** START **
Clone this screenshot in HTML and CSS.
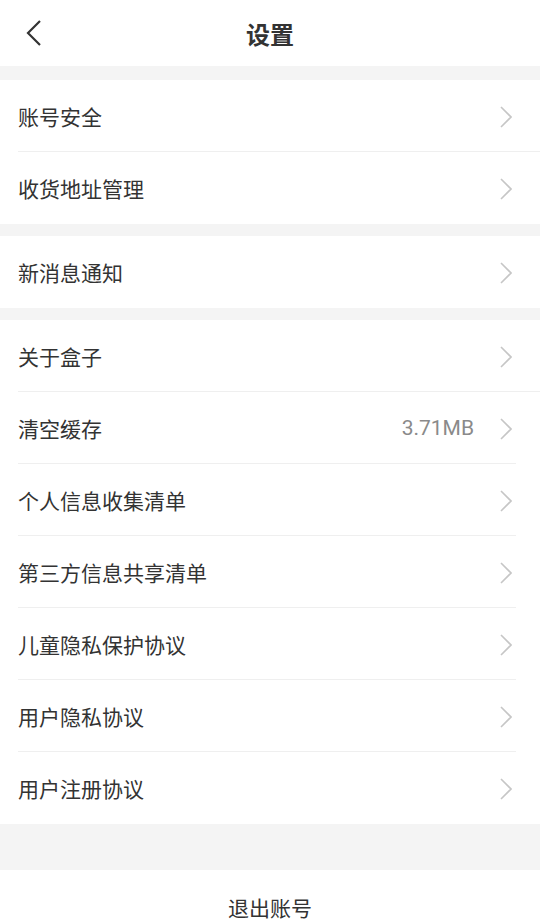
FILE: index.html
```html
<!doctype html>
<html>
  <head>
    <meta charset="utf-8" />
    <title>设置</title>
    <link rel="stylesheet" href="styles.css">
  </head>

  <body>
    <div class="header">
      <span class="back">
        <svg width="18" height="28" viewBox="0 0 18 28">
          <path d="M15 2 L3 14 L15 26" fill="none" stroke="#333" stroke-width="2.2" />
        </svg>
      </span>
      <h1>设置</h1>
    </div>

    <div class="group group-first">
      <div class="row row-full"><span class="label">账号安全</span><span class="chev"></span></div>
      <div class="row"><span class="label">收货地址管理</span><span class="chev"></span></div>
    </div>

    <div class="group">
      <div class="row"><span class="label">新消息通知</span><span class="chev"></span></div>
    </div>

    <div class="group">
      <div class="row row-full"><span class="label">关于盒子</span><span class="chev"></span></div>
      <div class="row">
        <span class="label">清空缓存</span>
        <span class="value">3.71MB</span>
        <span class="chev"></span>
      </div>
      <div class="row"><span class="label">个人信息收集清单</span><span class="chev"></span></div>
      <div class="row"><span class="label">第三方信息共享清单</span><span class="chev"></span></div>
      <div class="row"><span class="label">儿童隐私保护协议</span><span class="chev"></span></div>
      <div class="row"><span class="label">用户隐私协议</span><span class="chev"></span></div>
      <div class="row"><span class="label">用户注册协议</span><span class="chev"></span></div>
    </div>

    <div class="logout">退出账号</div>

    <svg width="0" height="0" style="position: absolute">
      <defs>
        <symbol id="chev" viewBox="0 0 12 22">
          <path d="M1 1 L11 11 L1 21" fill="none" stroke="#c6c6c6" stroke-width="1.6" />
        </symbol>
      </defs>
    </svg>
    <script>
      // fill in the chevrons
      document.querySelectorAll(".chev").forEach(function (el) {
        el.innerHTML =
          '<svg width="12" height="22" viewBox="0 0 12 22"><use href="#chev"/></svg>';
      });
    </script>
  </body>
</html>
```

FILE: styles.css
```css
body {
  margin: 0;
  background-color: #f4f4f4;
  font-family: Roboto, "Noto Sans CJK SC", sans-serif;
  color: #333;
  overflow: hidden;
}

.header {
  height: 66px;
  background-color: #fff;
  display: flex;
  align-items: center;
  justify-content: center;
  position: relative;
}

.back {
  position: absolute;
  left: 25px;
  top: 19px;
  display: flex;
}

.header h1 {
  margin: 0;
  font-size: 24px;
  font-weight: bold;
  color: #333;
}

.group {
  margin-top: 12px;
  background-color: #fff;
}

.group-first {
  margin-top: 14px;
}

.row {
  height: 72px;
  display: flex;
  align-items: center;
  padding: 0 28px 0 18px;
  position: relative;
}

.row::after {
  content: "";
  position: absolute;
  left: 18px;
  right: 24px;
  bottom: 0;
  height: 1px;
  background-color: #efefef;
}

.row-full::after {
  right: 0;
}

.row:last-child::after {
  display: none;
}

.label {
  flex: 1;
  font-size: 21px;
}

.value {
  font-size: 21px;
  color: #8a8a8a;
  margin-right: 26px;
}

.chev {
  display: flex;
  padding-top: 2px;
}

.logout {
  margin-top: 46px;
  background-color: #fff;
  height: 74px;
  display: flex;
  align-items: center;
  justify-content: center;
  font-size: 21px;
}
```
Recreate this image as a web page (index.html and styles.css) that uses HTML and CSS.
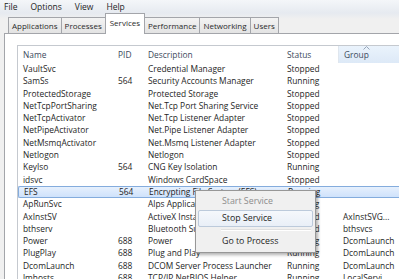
** END **
** START **
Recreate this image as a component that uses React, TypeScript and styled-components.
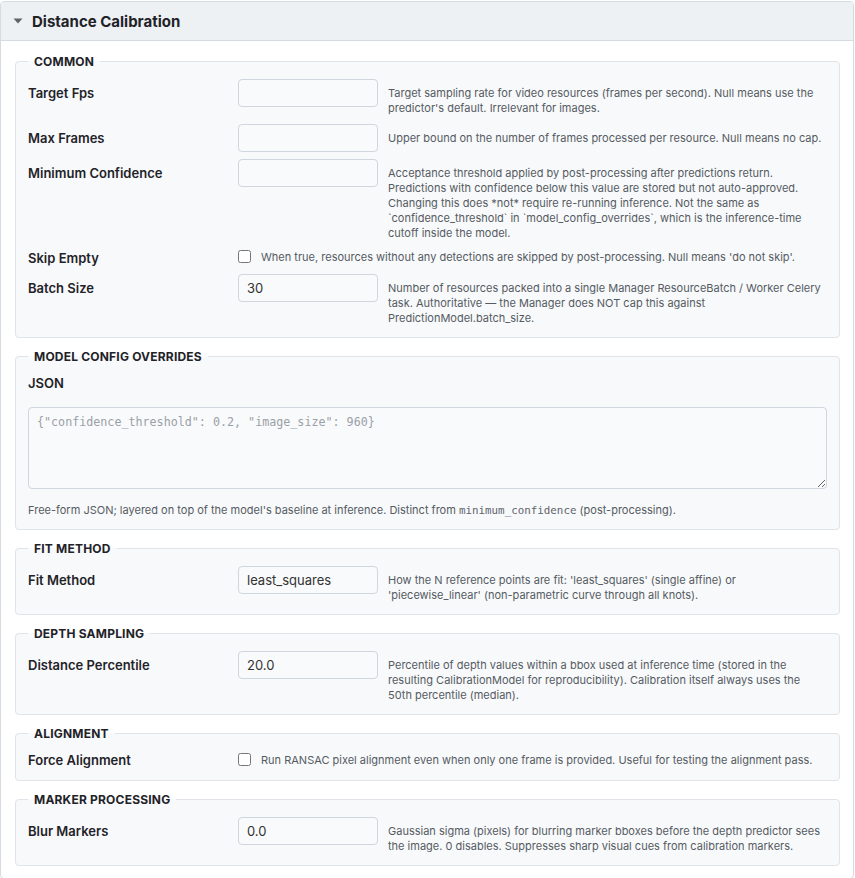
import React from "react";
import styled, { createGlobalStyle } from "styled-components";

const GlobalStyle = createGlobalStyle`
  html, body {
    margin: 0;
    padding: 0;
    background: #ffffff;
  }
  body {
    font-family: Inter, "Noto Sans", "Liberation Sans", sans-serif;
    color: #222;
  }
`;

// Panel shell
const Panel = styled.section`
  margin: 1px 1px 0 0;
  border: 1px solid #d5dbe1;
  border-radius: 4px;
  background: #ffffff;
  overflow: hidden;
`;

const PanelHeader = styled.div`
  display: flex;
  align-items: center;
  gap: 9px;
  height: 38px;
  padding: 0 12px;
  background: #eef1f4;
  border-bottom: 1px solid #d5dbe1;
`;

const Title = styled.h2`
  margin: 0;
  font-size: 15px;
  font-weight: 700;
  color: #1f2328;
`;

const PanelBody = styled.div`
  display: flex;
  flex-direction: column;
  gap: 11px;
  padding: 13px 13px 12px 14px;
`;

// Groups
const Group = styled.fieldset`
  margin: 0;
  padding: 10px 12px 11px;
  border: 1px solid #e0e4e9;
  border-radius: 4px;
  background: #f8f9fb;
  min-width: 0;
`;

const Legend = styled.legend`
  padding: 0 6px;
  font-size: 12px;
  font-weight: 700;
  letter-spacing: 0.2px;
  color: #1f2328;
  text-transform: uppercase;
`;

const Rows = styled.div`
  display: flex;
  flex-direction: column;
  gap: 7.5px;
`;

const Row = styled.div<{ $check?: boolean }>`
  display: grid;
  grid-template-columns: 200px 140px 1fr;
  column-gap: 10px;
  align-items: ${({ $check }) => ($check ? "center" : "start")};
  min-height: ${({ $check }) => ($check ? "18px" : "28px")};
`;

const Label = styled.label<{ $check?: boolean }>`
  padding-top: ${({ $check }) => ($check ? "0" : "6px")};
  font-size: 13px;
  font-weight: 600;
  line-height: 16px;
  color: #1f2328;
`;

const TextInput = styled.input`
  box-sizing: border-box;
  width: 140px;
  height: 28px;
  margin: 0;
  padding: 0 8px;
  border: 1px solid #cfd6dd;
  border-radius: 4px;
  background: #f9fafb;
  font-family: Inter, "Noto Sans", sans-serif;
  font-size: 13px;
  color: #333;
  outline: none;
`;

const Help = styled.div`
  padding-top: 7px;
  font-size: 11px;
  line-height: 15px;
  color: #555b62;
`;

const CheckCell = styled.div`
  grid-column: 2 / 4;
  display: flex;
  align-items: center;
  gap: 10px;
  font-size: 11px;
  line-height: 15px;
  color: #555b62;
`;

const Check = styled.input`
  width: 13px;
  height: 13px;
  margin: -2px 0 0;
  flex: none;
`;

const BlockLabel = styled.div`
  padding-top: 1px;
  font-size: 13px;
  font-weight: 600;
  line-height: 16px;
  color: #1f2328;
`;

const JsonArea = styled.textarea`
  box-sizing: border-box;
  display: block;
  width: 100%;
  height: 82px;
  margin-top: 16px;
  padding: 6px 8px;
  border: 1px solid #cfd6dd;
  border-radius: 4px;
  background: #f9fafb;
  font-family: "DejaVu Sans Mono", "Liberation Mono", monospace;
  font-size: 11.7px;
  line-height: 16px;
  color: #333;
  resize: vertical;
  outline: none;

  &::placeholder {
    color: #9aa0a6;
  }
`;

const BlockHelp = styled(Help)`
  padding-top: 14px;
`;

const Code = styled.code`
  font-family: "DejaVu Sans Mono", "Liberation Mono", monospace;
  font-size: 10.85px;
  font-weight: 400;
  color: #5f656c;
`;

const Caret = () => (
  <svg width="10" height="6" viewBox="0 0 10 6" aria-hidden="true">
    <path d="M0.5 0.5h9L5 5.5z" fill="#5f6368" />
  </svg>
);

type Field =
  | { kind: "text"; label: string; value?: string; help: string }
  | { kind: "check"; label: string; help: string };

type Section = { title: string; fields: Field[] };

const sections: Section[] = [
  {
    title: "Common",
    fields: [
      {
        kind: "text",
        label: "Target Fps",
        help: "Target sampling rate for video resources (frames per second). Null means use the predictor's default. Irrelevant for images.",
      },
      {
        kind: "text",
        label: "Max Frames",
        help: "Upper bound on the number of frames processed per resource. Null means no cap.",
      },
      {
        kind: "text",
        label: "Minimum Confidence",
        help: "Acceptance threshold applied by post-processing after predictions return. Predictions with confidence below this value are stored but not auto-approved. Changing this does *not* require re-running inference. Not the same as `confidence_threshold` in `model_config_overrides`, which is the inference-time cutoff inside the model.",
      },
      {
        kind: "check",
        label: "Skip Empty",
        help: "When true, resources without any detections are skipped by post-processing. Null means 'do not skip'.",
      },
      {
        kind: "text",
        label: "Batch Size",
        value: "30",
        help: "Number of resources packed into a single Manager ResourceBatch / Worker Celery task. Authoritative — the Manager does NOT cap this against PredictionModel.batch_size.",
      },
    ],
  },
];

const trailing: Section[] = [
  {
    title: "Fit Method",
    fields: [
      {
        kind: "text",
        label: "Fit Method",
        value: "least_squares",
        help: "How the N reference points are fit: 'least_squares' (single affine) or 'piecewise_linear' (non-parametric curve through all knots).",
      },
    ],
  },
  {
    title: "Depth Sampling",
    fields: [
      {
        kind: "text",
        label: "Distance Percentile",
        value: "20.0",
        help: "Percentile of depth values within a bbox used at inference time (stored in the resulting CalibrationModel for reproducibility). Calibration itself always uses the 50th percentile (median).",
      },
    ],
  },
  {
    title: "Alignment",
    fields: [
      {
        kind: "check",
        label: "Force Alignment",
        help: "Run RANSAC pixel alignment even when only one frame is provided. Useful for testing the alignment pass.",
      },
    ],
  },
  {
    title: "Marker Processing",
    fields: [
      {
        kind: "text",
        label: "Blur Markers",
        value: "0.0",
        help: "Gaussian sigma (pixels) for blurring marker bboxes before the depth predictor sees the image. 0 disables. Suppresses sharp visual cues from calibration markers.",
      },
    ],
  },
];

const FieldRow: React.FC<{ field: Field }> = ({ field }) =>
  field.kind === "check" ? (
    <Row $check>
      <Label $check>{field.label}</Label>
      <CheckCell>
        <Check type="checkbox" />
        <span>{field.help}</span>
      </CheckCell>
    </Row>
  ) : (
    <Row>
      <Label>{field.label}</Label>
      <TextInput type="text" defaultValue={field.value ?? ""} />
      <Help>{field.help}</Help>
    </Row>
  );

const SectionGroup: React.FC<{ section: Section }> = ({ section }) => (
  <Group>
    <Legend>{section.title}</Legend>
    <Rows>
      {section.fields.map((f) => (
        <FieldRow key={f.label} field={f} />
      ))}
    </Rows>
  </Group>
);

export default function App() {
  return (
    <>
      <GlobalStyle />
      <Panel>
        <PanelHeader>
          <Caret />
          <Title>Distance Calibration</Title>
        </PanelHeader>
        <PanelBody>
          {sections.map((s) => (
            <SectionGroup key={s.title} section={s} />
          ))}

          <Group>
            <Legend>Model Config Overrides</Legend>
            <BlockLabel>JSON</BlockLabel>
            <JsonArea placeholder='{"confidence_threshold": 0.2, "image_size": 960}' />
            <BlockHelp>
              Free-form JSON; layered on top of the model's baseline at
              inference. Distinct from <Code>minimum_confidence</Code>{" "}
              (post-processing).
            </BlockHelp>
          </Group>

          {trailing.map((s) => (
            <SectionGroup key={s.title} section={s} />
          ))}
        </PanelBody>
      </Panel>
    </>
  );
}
** END **
** START **
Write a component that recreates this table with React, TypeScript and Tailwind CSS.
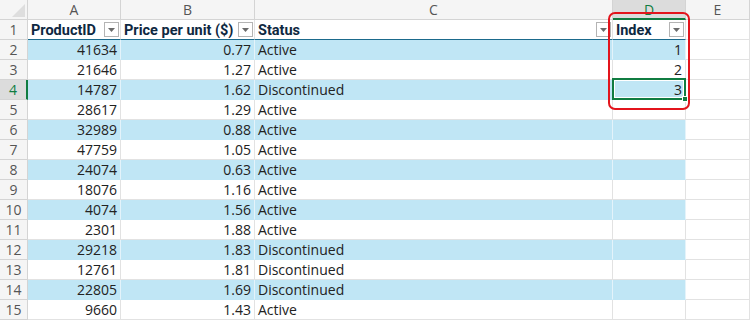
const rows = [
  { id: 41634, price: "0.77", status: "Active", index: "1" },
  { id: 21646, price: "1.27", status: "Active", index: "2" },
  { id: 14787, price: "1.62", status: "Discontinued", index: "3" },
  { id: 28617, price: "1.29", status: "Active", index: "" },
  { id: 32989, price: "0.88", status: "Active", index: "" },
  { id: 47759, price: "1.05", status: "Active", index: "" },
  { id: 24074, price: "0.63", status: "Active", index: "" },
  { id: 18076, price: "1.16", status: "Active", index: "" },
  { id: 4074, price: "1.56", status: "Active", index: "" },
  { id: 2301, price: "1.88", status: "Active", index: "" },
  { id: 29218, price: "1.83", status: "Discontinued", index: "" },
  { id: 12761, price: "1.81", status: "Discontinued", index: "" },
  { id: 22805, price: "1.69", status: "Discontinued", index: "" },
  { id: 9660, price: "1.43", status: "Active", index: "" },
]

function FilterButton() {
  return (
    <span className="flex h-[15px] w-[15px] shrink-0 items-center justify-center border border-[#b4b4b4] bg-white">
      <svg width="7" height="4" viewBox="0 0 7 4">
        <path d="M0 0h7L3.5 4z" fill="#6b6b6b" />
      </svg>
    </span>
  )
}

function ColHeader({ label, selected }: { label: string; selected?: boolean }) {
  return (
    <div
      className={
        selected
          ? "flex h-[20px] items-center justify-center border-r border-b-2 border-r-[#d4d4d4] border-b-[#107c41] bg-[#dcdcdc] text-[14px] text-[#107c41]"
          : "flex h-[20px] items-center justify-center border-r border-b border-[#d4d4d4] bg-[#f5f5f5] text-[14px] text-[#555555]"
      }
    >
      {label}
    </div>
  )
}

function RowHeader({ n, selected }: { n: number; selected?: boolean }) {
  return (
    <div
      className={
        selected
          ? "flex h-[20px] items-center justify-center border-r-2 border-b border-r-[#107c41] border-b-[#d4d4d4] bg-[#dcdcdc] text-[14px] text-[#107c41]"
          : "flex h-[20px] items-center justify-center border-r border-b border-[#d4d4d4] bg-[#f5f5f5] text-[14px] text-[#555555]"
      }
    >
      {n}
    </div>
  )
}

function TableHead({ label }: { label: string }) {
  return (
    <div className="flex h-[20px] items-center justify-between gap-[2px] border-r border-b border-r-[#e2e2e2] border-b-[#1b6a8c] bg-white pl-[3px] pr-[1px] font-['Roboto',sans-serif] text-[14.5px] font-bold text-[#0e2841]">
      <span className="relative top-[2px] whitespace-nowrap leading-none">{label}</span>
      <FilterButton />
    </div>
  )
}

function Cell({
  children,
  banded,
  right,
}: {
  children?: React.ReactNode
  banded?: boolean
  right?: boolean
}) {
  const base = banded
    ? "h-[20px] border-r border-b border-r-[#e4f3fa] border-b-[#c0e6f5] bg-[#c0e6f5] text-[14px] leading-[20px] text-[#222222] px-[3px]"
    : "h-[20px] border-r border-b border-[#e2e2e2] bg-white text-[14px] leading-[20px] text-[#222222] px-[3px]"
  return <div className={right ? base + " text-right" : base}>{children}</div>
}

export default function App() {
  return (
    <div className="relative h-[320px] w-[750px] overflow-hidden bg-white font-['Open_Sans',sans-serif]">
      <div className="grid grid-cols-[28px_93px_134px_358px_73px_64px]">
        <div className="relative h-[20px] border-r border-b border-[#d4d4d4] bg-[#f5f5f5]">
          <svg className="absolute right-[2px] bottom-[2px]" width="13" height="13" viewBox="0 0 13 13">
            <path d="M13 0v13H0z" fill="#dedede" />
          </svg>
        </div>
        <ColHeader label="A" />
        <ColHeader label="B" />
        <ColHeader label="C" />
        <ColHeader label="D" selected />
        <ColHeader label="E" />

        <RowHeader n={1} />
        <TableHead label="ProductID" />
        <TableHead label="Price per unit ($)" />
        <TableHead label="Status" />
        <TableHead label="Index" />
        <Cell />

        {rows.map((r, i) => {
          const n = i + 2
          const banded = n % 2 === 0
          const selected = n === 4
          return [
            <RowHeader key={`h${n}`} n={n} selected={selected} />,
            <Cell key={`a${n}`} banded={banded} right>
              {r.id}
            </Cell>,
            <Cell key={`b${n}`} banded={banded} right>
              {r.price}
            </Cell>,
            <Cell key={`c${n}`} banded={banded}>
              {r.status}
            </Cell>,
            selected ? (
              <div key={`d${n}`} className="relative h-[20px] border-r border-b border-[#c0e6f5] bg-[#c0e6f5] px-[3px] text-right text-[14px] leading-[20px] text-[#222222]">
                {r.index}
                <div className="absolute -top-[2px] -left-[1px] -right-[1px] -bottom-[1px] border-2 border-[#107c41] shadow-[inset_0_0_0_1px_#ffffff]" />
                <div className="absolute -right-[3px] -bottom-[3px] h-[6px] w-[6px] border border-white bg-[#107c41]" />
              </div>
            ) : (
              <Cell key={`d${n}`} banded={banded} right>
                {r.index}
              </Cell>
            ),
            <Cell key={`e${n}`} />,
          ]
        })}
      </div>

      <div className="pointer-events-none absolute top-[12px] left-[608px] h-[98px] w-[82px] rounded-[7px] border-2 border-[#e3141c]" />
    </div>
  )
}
** END **
[What the task asks] Give the count of lines in the data shown above that contain "styles", and nothing else.

[Exercise answer] 3